Written instruction = Skipping all pictures, set down the lines of the listing from the first through the one with "import React from".

Data lines =
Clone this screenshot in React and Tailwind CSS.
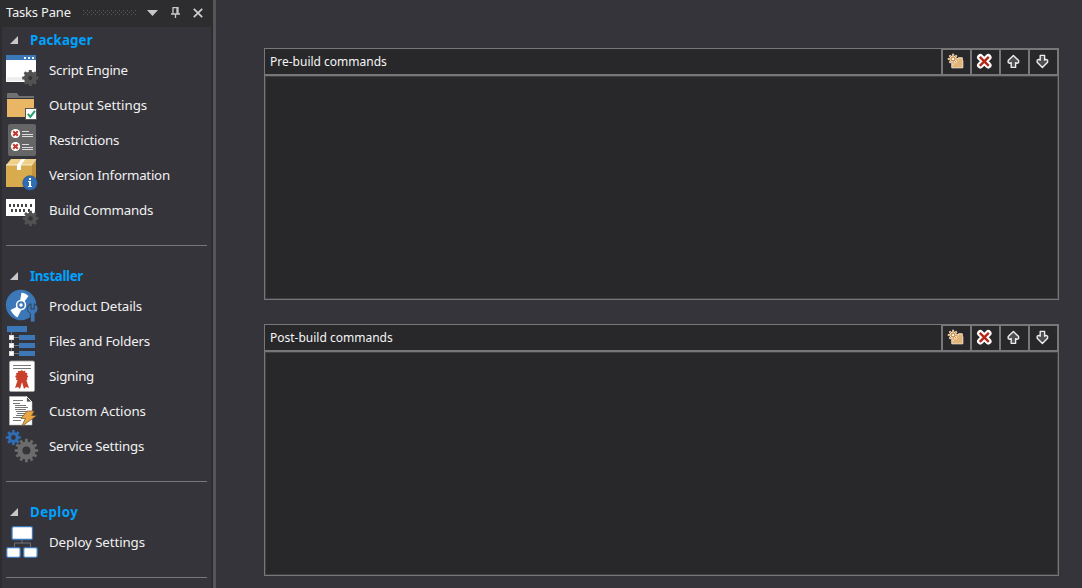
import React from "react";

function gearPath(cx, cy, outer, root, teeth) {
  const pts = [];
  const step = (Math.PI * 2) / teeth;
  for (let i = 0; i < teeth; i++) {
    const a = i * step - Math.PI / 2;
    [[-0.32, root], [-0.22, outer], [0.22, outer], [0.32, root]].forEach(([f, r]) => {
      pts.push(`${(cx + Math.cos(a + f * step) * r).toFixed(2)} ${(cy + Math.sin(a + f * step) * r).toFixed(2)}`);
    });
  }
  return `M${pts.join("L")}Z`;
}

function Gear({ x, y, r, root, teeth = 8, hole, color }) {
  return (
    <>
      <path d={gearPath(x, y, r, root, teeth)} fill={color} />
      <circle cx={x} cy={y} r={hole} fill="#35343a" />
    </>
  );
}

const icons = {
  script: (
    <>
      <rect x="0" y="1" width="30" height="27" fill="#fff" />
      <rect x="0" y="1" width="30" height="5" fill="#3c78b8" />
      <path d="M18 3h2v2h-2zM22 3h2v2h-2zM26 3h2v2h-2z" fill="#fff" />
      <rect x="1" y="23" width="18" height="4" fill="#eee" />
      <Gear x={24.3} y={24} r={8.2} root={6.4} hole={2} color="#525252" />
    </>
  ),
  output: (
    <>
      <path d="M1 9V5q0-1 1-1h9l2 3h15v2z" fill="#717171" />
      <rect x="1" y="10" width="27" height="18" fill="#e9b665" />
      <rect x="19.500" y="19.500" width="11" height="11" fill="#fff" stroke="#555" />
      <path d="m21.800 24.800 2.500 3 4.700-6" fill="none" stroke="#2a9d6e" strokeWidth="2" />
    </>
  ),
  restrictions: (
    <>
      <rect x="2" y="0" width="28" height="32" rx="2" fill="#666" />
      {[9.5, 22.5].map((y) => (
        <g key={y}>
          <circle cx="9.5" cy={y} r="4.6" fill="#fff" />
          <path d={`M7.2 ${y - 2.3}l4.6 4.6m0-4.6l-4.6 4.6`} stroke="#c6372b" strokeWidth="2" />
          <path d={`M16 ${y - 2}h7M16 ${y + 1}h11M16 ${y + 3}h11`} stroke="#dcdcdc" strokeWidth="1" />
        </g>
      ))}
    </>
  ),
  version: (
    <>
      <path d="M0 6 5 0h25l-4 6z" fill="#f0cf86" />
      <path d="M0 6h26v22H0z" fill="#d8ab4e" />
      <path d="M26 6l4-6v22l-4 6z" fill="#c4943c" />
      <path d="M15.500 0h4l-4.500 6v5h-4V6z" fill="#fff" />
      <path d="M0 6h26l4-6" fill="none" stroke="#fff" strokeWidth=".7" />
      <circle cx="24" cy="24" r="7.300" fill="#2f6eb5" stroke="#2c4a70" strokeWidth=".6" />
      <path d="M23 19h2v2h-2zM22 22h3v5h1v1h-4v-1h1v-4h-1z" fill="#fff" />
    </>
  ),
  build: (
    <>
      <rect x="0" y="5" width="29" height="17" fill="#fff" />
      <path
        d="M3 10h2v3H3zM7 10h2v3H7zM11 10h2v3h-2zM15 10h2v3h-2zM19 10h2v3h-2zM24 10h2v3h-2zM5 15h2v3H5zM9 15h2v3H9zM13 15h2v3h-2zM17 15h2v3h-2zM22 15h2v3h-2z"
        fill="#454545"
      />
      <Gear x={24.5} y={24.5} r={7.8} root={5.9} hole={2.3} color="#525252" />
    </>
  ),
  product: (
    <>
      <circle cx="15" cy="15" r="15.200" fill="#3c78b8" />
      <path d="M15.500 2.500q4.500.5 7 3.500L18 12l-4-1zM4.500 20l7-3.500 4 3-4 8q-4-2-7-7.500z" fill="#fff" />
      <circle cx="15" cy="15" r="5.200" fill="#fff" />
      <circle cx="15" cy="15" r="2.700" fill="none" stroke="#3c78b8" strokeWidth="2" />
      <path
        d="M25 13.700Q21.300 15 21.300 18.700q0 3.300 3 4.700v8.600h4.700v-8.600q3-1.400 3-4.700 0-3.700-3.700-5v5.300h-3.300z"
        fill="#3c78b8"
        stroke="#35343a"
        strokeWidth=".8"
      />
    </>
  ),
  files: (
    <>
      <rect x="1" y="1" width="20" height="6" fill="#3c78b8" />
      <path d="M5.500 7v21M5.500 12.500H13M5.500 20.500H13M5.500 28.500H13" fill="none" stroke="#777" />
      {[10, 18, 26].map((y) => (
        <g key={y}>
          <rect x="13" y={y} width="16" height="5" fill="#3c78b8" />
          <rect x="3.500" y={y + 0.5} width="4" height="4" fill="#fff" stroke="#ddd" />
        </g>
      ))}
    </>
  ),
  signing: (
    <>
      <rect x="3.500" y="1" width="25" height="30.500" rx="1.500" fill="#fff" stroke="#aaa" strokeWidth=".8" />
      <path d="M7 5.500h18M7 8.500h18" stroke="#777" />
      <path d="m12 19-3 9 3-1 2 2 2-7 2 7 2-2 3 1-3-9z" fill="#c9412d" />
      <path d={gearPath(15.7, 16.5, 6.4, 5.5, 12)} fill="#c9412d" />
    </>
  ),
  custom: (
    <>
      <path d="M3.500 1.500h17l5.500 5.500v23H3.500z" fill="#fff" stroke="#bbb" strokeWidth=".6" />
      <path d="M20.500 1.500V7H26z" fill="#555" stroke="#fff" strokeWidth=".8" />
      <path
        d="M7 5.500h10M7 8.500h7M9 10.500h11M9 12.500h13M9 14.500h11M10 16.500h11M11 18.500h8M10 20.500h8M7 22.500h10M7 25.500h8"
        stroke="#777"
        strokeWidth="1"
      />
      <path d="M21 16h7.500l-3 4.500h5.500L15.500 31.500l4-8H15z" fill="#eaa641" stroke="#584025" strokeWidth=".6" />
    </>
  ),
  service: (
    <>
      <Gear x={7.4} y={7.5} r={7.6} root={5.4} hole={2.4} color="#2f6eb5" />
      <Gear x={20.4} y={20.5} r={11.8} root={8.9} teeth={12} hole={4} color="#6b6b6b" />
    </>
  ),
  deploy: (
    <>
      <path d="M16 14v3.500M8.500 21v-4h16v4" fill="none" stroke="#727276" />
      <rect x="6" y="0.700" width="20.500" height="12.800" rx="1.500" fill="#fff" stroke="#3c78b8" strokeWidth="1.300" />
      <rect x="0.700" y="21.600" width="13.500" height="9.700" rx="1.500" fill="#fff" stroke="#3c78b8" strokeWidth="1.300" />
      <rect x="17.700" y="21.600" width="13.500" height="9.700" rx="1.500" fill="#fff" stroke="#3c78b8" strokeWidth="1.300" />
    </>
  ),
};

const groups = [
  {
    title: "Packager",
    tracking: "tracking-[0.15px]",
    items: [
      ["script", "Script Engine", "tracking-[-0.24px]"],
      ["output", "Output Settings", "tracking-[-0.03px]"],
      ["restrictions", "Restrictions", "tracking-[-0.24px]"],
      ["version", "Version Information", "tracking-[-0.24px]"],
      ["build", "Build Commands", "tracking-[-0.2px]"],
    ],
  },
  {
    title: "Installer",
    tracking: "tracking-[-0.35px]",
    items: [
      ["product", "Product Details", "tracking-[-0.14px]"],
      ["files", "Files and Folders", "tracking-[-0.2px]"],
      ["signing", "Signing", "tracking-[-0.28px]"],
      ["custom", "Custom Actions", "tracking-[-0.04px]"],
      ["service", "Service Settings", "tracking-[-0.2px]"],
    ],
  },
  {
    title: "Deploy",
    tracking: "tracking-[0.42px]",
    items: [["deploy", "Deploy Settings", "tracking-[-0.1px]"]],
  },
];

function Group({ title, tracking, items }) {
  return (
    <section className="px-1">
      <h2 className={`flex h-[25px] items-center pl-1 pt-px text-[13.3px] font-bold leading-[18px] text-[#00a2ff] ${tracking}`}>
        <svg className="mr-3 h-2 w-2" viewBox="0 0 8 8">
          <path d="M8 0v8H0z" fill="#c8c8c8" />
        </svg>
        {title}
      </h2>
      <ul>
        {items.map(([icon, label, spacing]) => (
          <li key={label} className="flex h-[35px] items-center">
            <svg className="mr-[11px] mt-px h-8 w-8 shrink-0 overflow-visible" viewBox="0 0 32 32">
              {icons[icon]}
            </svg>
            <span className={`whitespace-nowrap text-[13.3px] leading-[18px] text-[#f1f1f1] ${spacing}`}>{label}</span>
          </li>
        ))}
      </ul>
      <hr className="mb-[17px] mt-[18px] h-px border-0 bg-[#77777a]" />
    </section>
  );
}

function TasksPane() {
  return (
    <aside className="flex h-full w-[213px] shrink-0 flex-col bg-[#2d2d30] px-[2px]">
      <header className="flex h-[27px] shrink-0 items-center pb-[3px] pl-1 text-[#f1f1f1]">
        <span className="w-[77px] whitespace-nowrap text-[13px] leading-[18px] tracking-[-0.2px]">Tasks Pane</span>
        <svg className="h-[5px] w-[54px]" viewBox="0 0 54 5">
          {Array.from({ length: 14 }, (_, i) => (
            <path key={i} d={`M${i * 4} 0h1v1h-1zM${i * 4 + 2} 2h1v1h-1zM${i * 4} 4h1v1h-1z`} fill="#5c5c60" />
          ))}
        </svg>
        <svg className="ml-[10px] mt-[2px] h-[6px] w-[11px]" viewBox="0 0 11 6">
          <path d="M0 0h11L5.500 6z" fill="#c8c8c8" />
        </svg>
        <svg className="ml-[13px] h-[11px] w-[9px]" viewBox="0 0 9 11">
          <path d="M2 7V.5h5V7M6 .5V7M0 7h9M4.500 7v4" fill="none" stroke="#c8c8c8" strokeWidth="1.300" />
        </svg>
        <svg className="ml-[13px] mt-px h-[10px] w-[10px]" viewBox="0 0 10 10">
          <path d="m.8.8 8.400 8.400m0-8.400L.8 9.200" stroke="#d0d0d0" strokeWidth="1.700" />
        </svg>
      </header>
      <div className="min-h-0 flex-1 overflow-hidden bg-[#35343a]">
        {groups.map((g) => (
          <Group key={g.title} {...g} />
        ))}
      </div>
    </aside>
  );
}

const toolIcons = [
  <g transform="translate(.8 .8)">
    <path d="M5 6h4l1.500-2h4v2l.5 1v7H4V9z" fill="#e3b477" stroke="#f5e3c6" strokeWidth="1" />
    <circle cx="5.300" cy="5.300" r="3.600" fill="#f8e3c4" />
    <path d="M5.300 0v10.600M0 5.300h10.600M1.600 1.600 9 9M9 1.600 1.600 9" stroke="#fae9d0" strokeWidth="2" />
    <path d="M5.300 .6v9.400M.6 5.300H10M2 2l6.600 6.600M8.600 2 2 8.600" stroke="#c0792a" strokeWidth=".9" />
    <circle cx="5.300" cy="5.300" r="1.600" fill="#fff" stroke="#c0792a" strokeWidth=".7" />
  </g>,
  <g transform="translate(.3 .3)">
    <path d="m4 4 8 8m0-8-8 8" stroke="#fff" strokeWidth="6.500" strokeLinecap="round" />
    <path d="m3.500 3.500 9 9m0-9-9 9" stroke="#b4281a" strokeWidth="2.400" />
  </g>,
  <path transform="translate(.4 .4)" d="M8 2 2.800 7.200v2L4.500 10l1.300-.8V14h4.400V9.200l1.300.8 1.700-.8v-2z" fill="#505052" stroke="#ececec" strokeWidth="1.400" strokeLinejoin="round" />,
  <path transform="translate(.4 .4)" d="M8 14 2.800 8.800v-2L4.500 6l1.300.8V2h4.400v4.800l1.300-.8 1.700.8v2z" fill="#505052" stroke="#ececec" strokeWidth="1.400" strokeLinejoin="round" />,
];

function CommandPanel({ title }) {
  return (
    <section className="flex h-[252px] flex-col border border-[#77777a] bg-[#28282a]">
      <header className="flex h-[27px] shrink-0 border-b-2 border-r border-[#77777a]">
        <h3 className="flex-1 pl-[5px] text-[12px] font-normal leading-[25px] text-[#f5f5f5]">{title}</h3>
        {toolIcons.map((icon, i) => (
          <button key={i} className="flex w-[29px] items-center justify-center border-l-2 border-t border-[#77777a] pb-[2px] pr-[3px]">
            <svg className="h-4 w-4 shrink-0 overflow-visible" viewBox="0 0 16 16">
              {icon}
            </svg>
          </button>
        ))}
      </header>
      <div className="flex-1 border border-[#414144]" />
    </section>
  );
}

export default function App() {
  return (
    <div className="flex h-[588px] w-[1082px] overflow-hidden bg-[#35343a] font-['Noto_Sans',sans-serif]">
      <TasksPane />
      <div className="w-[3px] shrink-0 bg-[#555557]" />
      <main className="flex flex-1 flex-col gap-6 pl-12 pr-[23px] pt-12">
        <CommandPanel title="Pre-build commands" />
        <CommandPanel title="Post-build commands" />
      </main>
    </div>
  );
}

Solution for this exercise =
Clone this screenshot in React and Tailwind CSS.
import React from "react";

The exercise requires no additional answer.